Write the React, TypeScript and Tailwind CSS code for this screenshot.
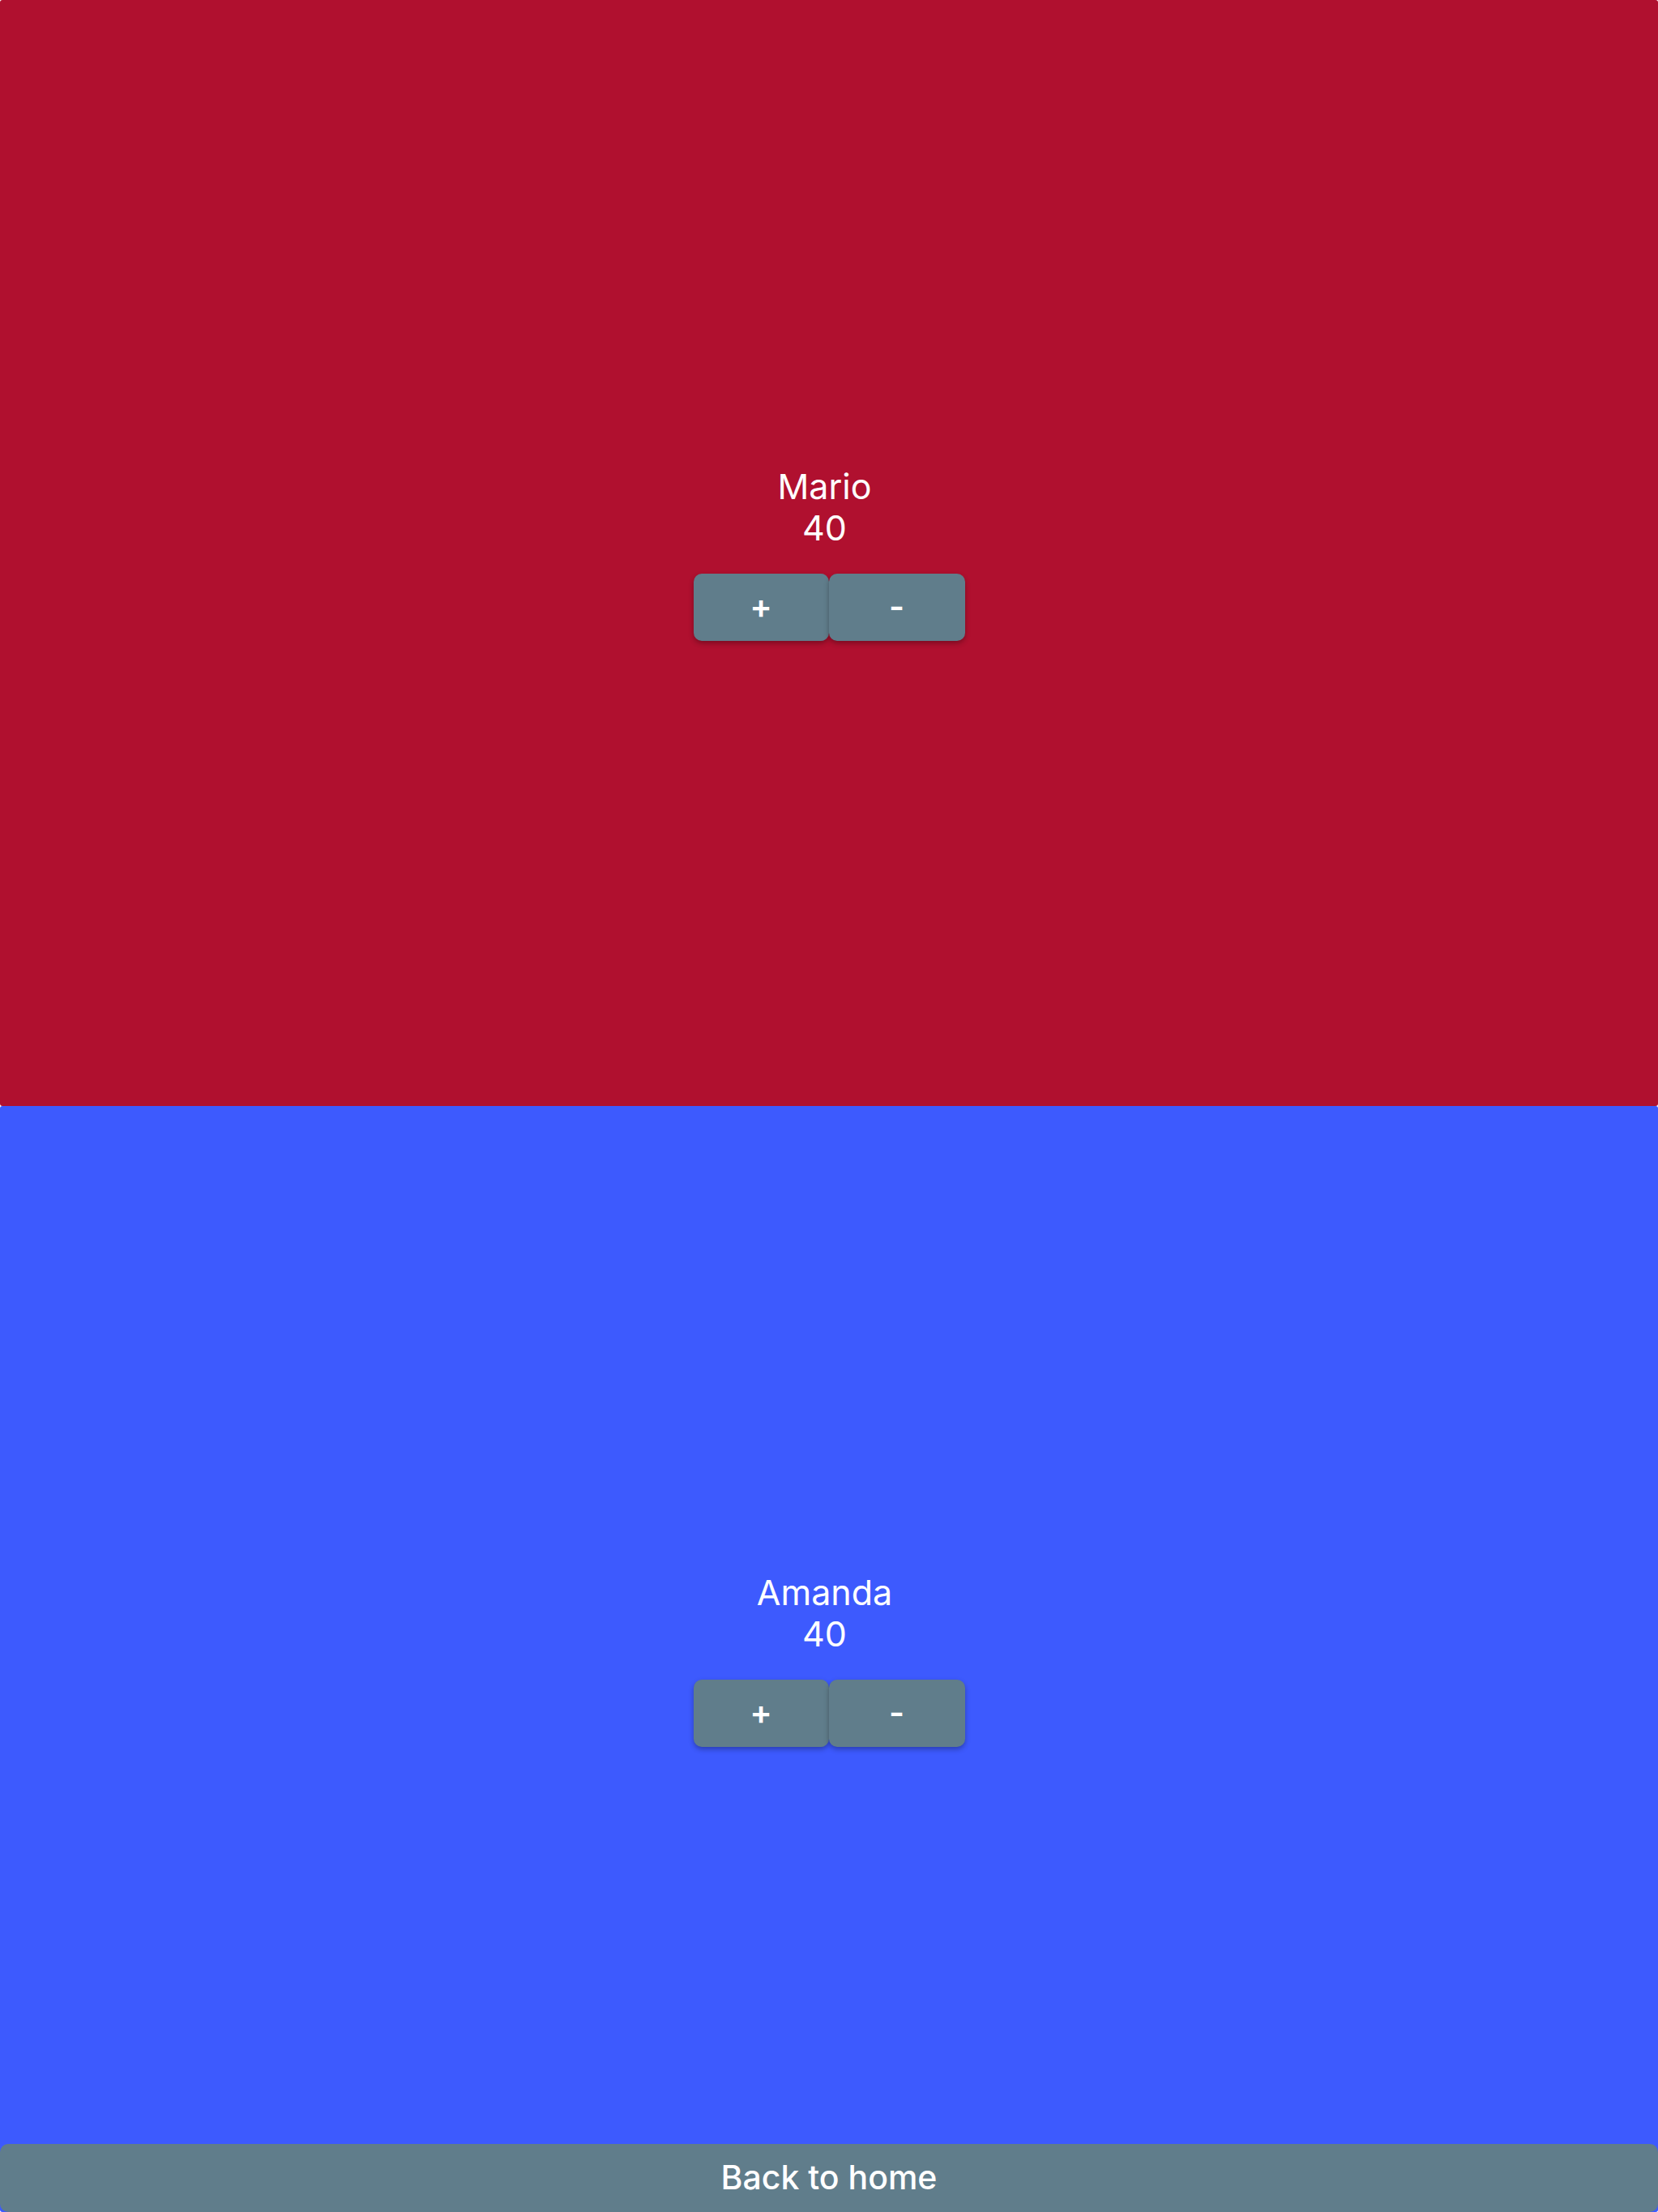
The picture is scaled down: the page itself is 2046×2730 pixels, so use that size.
import React from "react";

function Panel({ name, score, bg }: { name: string; score: number; bg: string }) {
  return (
    <div className={`h-[1365px] w-full rounded-[3px] flex flex-col items-center justify-center ${bg}`}>
      <div className="pr-[11px] flex flex-col items-center">
        <div className="text-white text-[43px] leading-[51px] text-center">{name}</div>
        <div className="text-white text-[43px] leading-[51px] text-center">{score}</div>
      </div>
      <div className="flex mt-[31px]">
        <button className="w-[167px] h-[83px] rounded-[10px] bg-[#607d8b] text-white text-[41px] font-semibold shadow-[0_3px_6px_rgba(0,0,0,0.3)] flex items-center justify-center">
          +
        </button>
        <button className="w-[168px] h-[83px] rounded-[10px] bg-[#607d8b] text-white text-[41px] font-semibold shadow-[0_3px_6px_rgba(0,0,0,0.3)] flex items-center justify-center">
          -
        </button>
      </div>
    </div>
  );
}

export default function App() {
  return (
    <div className="relative w-[2046px] h-[2730px] bg-white overflow-hidden" style={{ fontFamily: "Inter, 'Noto Sans', sans-serif" }}>
      <Panel name="Mario" score={40} bg="bg-[#b0102f]" />
      <Panel name="Amanda" score={40} bg="bg-[#3d5afe]" />
      <button className="absolute left-0 right-0 bottom-0 h-[84px] rounded-[10px] bg-[#607d8b] text-white text-[41px] font-medium flex items-center justify-center">
        Back to home
      </button>
    </div>
  );
}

DIRECTIONS FOR THIS TASK » Repeat the material above verbatim. Leave the pictures behind.

COMPLETE RESPONSE »
Write the React, TypeScript and Tailwind CSS code for this screenshot.
The picture is scaled down: the page itself is 2046×2730 pixels, so use that size.
import React from "react";

function Panel({ name, score, bg }: { name: string; score: number; bg: string }) {
  return (
    <div className={`h-[1365px] w-full rounded-[3px] flex flex-col items-center justify-center ${bg}`}>
      <div className="pr-[11px] flex flex-col items-center">
        <div className="text-white text-[43px] leading-[51px] text-center">{name}</div>
        <div className="text-white text-[43px] leading-[51px] text-center">{score}</div>
      </div>
      <div className="flex mt-[31px]">
        <button className="w-[167px] h-[83px] rounded-[10px] bg-[#607d8b] text-white text-[41px] font-semibold shadow-[0_3px_6px_rgba(0,0,0,0.3)] flex items-center justify-center">
          +
        </button>
        <button className="w-[168px] h-[83px] rounded-[10px] bg-[#607d8b] text-white text-[41px] font-semibold shadow-[0_3px_6px_rgba(0,0,0,0.3)] flex items-center justify-center">
          -
        </button>
      </div>
    </div>
  );
}

export default function App() {
  return (
    <div className="relative w-[2046px] h-[2730px] bg-white overflow-hidden" style={{ fontFamily: "Inter, 'Noto Sans', sans-serif" }}>
      <Panel name="Mario" score={40} bg="bg-[#b0102f]" />
      <Panel name="Amanda" score={40} bg="bg-[#3d5afe]" />
      <button className="absolute left-0 right-0 bottom-0 h-[84px] rounded-[10px] bg-[#607d8b] text-white text-[41px] font-medium flex items-center justify-center">
        Back to home
      </button>
    </div>
  );
}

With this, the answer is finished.